Required work —
Reproduce every entry below precisely. Pictures are excluded from the copy.

The data —
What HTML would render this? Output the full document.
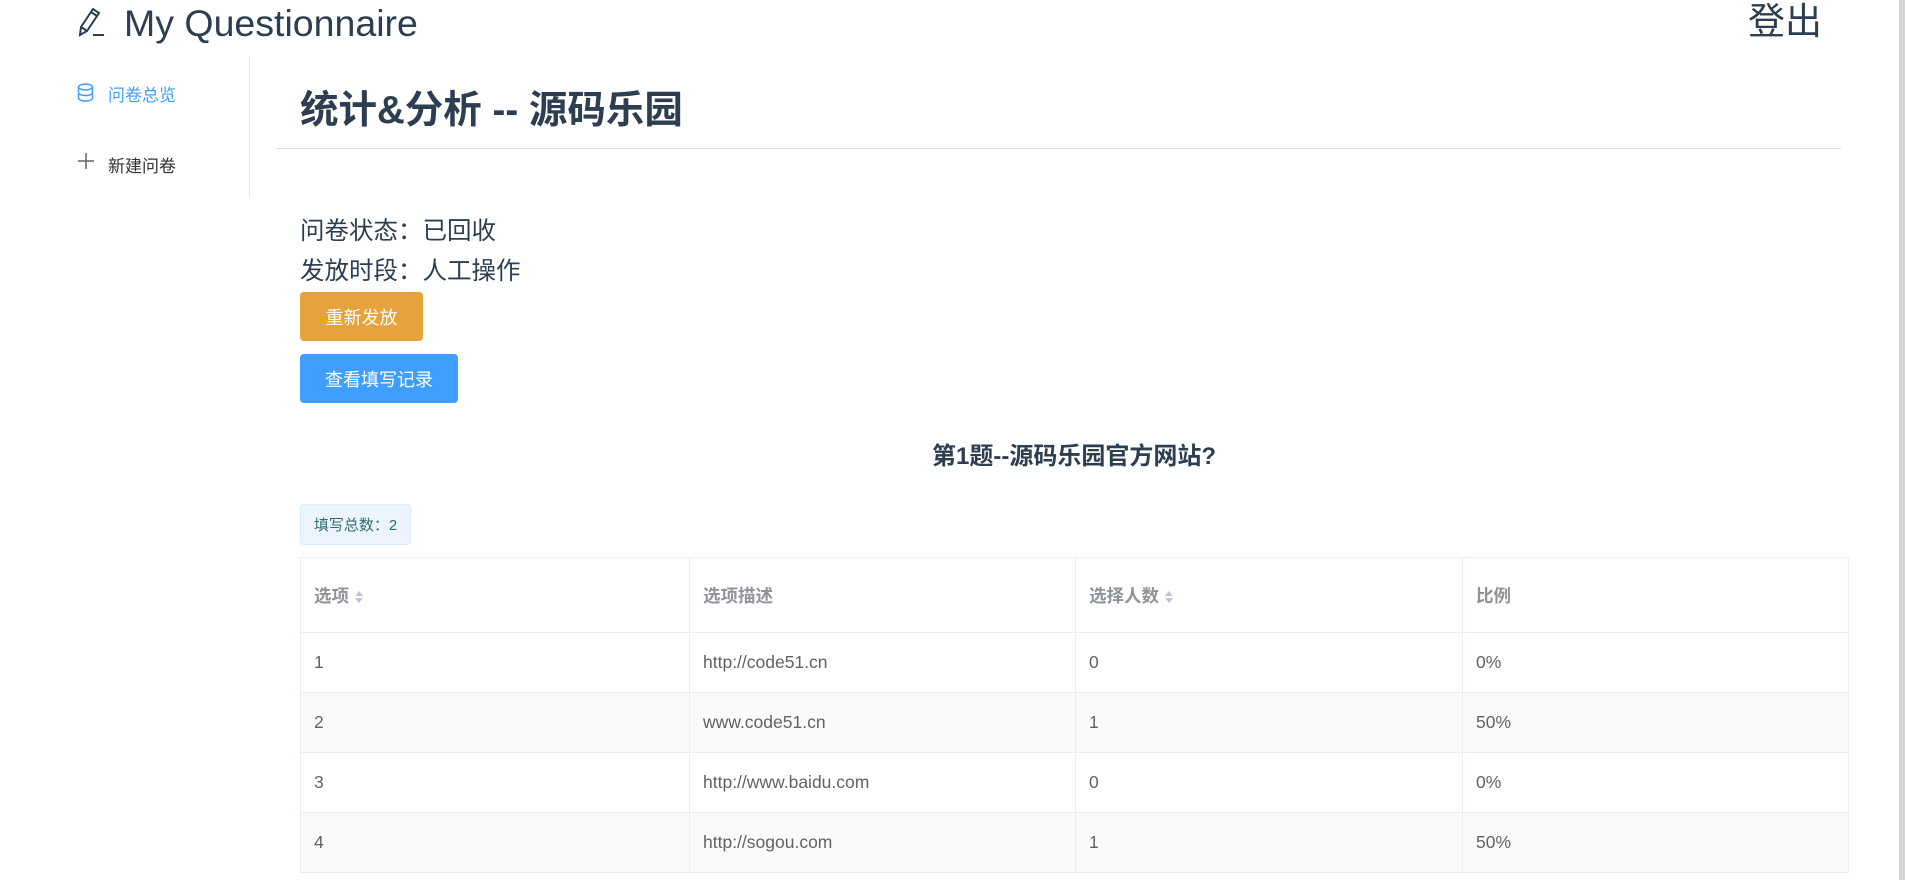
<!DOCTYPE html>
<html><head><meta charset="utf-8"><style>
*{margin:0;padding:0;box-sizing:border-box}
body{width:1905px;height:880px;overflow:hidden;background:#fff;font-family:"Liberation Sans","Noto Sans CJK SC",sans-serif;color:#2c3e50;position:relative}
.abs{position:absolute}
.logo{left:124px;top:1px;font-size:37.5px;line-height:44px;white-space:nowrap}
.logout{left:1748px;top:0;font-size:37px;line-height:44px}
.side{left:249px;top:56px;width:1px;height:141px;background:#e6e6e6}
.nav{font-size:17px;white-space:nowrap}
h1{position:absolute;left:300px;top:87px;font-size:38.5px;font-weight:bold;line-height:48px;white-space:nowrap}
.hr{left:276px;top:148px;width:1565px;height:1px;background:#dcdfe6}
.st{left:300px;font-size:24.5px;line-height:32px}
.btn{color:#fff;font-size:18px;border-radius:4px;display:flex;align-items:center;justify-content:center}
.qt{left:0;width:2148px;text-align:center;top:441px;font-size:24px;font-weight:bold;line-height:32px}
.tag{left:300px;top:504px;width:111px;height:41px;background:#ecf5ff;border:1px solid #d9ecff;border-radius:4px;color:#2f6f6a;font-size:15px;display:flex;align-items:center;justify-content:center}
table{position:absolute;left:300px;top:557px;width:1549px;border-collapse:collapse;font-size:17.5px;color:#606266}
td{border:1px solid #ebeef5;height:60px;padding-left:13px}
tr.h td{height:75px;color:#909399;font-weight:bold}
tr.s td{background:#fafafa}
.sort{display:inline-block;vertical-align:middle;margin-left:6px;width:8px;height:14px;position:relative}
.sort:before{content:"";position:absolute;top:1px;left:0;border:4px solid transparent;border-bottom:5px solid #c0c4cc;border-top:0}
.sort:after{content:"";position:absolute;bottom:1px;left:0;border:4px solid transparent;border-top:5px solid #c0c4cc;border-bottom:0}
.sb{left:1899px;top:0;width:6px;height:880px;background:#d6d6d6}
</style></head><body>
<svg class="abs" style="left:76px;top:6px" width="30" height="32" viewBox="0 0 30 32" fill="none" stroke="#2c3e50" stroke-width="2"><path d="M4 29 L5 21 L17 3 L23 7 L11 25 Z M5 21 L11 25 M15 6 L21 10"/><path d="M17 29 H28"/></svg>
<div class="abs logo">My Questionnaire</div>
<div class="abs logout">登出</div>
<div class="abs side"></div>
<svg class="abs" style="left:77px;top:83px" width="17" height="19" viewBox="0 0 17 19" fill="none" stroke="#409eff" stroke-width="1.5"><ellipse cx="8.5" cy="4" rx="7" ry="3"/><path d="M1.5 4v11c0 1.7 3 3 7 3s7-1.3 7-3V4M1.5 9.5c0 1.7 3 3 7 3s7-1.3 7-3"/></svg>
<div class="abs nav" style="left:108px;top:81px;color:#409eff">问卷总览</div>
<svg class="abs" style="left:77px;top:152px" width="18" height="18" viewBox="0 0 18 18" stroke="#606266" stroke-width="1.5"><path d="M9 1v16M1 9h16"/></svg>
<div class="abs nav" style="left:108px;top:152px;color:#303133">新建问卷</div>
<h1>统计&amp;分析 -- 源码乐园</h1>
<div class="abs hr"></div>
<div class="abs st" style="top:216px">问卷状态：已回收</div>
<div class="abs st" style="top:256px">发放时段：人工操作</div>
<div class="abs btn" style="left:300px;top:292px;width:123px;height:49px;background:#e6a23c">重新发放</div>
<div class="abs btn" style="left:300px;top:354px;width:158px;height:49px;background:#409eff">查看填写记录</div>
<div class="abs qt">第1题--源码乐园官方网站?</div>
<div class="abs tag">填写总数：2</div>
<table>
<tr class="h"><td style="width:389px">选项<span class="sort"></span></td><td style="width:386px">选项描述</td><td style="width:387px">选择人数<span class="sort"></span></td><td>比例</td></tr>
<tr><td>1</td><td>http://code51.cn</td><td>0</td><td>0%</td></tr>
<tr class="s"><td>2</td><td>www.code51.cn</td><td>1</td><td>50%</td></tr>
<tr><td>3</td><td>http://www.baidu.com</td><td>0</td><td>0%</td></tr>
<tr class="s"><td>4</td><td>http://sogou.com</td><td>1</td><td>50%</td></tr>
</table>
<div class="abs sb"></div>
</body></html>
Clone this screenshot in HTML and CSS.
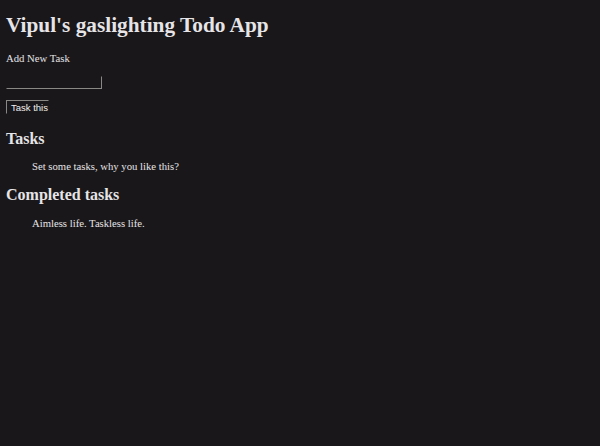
FILE: index.html
```html
<!DOCTYPE html>
<html>
<head>
<meta charset="utf-8">
<link rel="stylesheet" href="styles.css">
</head>
<body>
<h1 class="title">Vipul's gaslighting Todo App</h1>
<div class="label">Add New Task</div>
<div class="field"><input class="input" type="text"></div>
<button class="btn">Task this</button>
<h2 class="section">Tasks</h2>
<ul class="list"><li>Set some tasks, why you like this?</li></ul>
<h2 class="section section-done">Completed tasks</h2>
<ul class="list list-done"><li>Aimless life. Taskless life.</li></ul>
</body>
</html>
```

FILE: styles.css
```css
html, body {
  background: #19171a;
}
body {
  margin: 0;
  padding: 0 6px;
  color: #e6e4e6;
  font-family: "Liberation Serif", serif;
}
.title {
  font-size: 21.3px;
  font-weight: bold;
  margin: 13px 0 0;
  line-height: 25px;
}
.label {
  font-size: 10.7px;
  margin-top: 13px;
  line-height: 14px;
}
.field {
  margin-top: 11px;
  height: 13px;
}
.input {
  display: block;
  box-sizing: border-box;
  width: 96px;
  height: 13px;
  margin: 0;
  padding: 0;
  background: transparent;
  border: 1px solid #19171a;
  border-right-color: #8a8884;
  border-bottom-color: #8a8884;
}
.btn {
  display: block;
  margin-top: 11px;
  box-sizing: border-box;
  height: 14px;
  width: 43px;
  padding: 0 0 0 4px;
  text-align: left;
  font-family: "Liberation Sans", sans-serif;
  font-size: 9.5px;
  color: #f0f0f0;
  background: transparent;
  border: 1px solid #19171a;
  border-top-color: #8a8884;
  border-left-color: #8a8884;
}
.section {
  font-size: 16px;
  font-weight: bold;
  margin: 15px 0 0;
  line-height: 19px;
}
.section-done {
  margin-top: 12px;
}
.list {
  list-style: none;
  margin: 11px 0 0;
  padding-left: 26px;
  font-size: 10.7px;
  line-height: 14px;
}
.list-done {
  margin-top: 12px;
}
```
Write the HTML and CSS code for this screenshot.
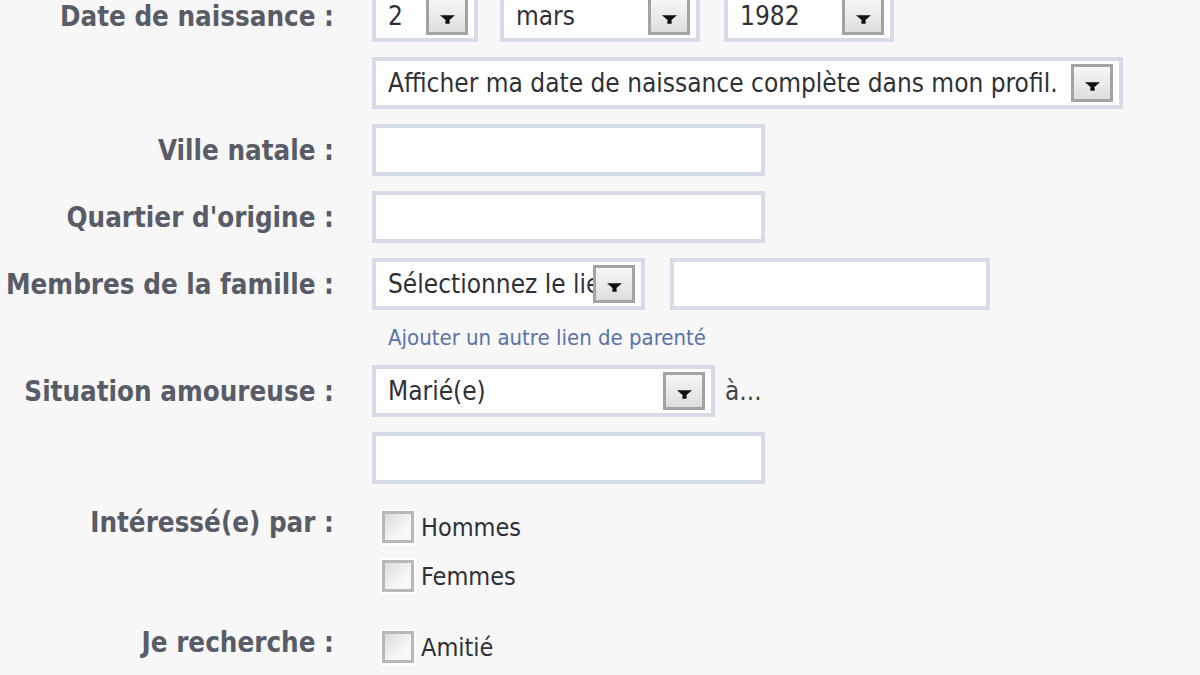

The solution —
What HTML would render this? Output the full document.
<!DOCTYPE html>
<html><head><meta charset="utf-8"><style>
*{margin:0;padding:0;box-sizing:border-box}
body{width:1905px;height:880px;overflow:hidden;background:#fff;font-family:"Liberation Sans","Noto Sans CJK SC",sans-serif;color:#2c3e50;position:relative}
.abs{position:absolute}
.logo{left:124px;top:1px;font-size:37.5px;line-height:44px;white-space:nowrap}
.logout{left:1748px;top:0;font-size:37px;line-height:44px}
.side{left:249px;top:56px;width:1px;height:141px;background:#e6e6e6}
.nav{font-size:17px;white-space:nowrap}
h1{position:absolute;left:300px;top:87px;font-size:38.5px;font-weight:bold;line-height:48px;white-space:nowrap}
.hr{left:276px;top:148px;width:1565px;height:1px;background:#dcdfe6}
.st{left:300px;font-size:24.5px;line-height:32px}
.btn{color:#fff;font-size:18px;border-radius:4px;display:flex;align-items:center;justify-content:center}
.qt{left:0;width:2148px;text-align:center;top:441px;font-size:24px;font-weight:bold;line-height:32px}
.tag{left:300px;top:504px;width:111px;height:41px;background:#ecf5ff;border:1px solid #d9ecff;border-radius:4px;color:#2f6f6a;font-size:15px;display:flex;align-items:center;justify-content:center}
table{position:absolute;left:300px;top:557px;width:1549px;border-collapse:collapse;font-size:17.5px;color:#606266}
td{border:1px solid #ebeef5;height:60px;padding-left:13px}
tr.h td{height:75px;color:#909399;font-weight:bold}
tr.s td{background:#fafafa}
.sort{display:inline-block;vertical-align:middle;margin-left:6px;width:8px;height:14px;position:relative}
.sort:before{content:"";position:absolute;top:1px;left:0;border:4px solid transparent;border-bottom:5px solid #c0c4cc;border-top:0}
.sort:after{content:"";position:absolute;bottom:1px;left:0;border:4px solid transparent;border-top:5px solid #c0c4cc;border-bottom:0}
.sb{left:1899px;top:0;width:6px;height:880px;background:#d6d6d6}
</style></head><body>
<svg class="abs" style="left:76px;top:6px" width="30" height="32" viewBox="0 0 30 32" fill="none" stroke="#2c3e50" stroke-width="2"><path d="M4 29 L5 21 L17 3 L23 7 L11 25 Z M5 21 L11 25 M15 6 L21 10"/><path d="M17 29 H28"/></svg>
<div class="abs logo">My Questionnaire</div>
<div class="abs logout">登出</div>
<div class="abs side"></div>
<svg class="abs" style="left:77px;top:83px" width="17" height="19" viewBox="0 0 17 19" fill="none" stroke="#409eff" stroke-width="1.5"><ellipse cx="8.5" cy="4" rx="7" ry="3"/><path d="M1.5 4v11c0 1.7 3 3 7 3s7-1.3 7-3V4M1.5 9.5c0 1.7 3 3 7 3s7-1.3 7-3"/></svg>
<div class="abs nav" style="left:108px;top:81px;color:#409eff">问卷总览</div>
<svg class="abs" style="left:77px;top:152px" width="18" height="18" viewBox="0 0 18 18" stroke="#606266" stroke-width="1.5"><path d="M9 1v16M1 9h16"/></svg>
<div class="abs nav" style="left:108px;top:152px;color:#303133">新建问卷</div>
<h1>统计&amp;分析 -- 源码乐园</h1>
<div class="abs hr"></div>
<div class="abs st" style="top:216px">问卷状态：已回收</div>
<div class="abs st" style="top:256px">发放时段：人工操作</div>
<div class="abs btn" style="left:300px;top:292px;width:123px;height:49px;background:#e6a23c">重新发放</div>
<div class="abs btn" style="left:300px;top:354px;width:158px;height:49px;background:#409eff">查看填写记录</div>
<div class="abs qt">第1题--源码乐园官方网站?</div>
<div class="abs tag">填写总数：2</div>
<table>
<tr class="h"><td style="width:389px">选项<span class="sort"></span></td><td style="width:386px">选项描述</td><td style="width:387px">选择人数<span class="sort"></span></td><td>比例</td></tr>
<tr><td>1</td><td>http://code51.cn</td><td>0</td><td>0%</td></tr>
<tr class="s"><td>2</td><td>www.code51.cn</td><td>1</td><td>50%</td></tr>
<tr><td>3</td><td>http://www.baidu.com</td><td>0</td><td>0%</td></tr>
<tr class="s"><td>4</td><td>http://sogou.com</td><td>1</td><td>50%</td></tr>
</table>
<div class="abs sb"></div>
</body></html>
Clone this screenshot in HTML and CSS.
FILE: index.html
```html
<!DOCTYPE html>
<html>
<head>
<meta charset="utf-8">
<link rel="stylesheet" href="styles.css">
</head>
<body>
<h1 class="title">Vipul's gaslighting Todo App</h1>
<div class="label">Add New Task</div>
<div class="field"><input class="input" type="text"></div>
<button class="btn">Task this</button>
<h2 class="section">Tasks</h2>
<ul class="list"><li>Set some tasks, why you like this?</li></ul>
<h2 class="section section-done">Completed tasks</h2>
<ul class="list list-done"><li>Aimless life. Taskless life.</li></ul>
</body>
</html>
```

FILE: styles.css
```css
html, body {
  background: #19171a;
}
body {
  margin: 0;
  padding: 0 6px;
  color: #e6e4e6;
  font-family: "Liberation Serif", serif;
}
.title {
  font-size: 21.3px;
  font-weight: bold;
  margin: 13px 0 0;
  line-height: 25px;
}
.label {
  font-size: 10.7px;
  margin-top: 13px;
  line-height: 14px;
}
.field {
  margin-top: 11px;
  height: 13px;
}
.input {
  display: block;
  box-sizing: border-box;
  width: 96px;
  height: 13px;
  margin: 0;
  padding: 0;
  background: transparent;
  border: 1px solid #19171a;
  border-right-color: #8a8884;
  border-bottom-color: #8a8884;
}
.btn {
  display: block;
  margin-top: 11px;
  box-sizing: border-box;
  height: 14px;
  width: 43px;
  padding: 0 0 0 4px;
  text-align: left;
  font-family: "Liberation Sans", sans-serif;
  font-size: 9.5px;
  color: #f0f0f0;
  background: transparent;
  border: 1px solid #19171a;
  border-top-color: #8a8884;
  border-left-color: #8a8884;
}
.section {
  font-size: 16px;
  font-weight: bold;
  margin: 15px 0 0;
  line-height: 19px;
}
.section-done {
  margin-top: 12px;
}
.list {
  list-style: none;
  margin: 11px 0 0;
  padding-left: 26px;
  font-size: 10.7px;
  line-height: 14px;
}
.list-done {
  margin-top: 12px;
}
```
Write the HTML and CSS code for this screenshot.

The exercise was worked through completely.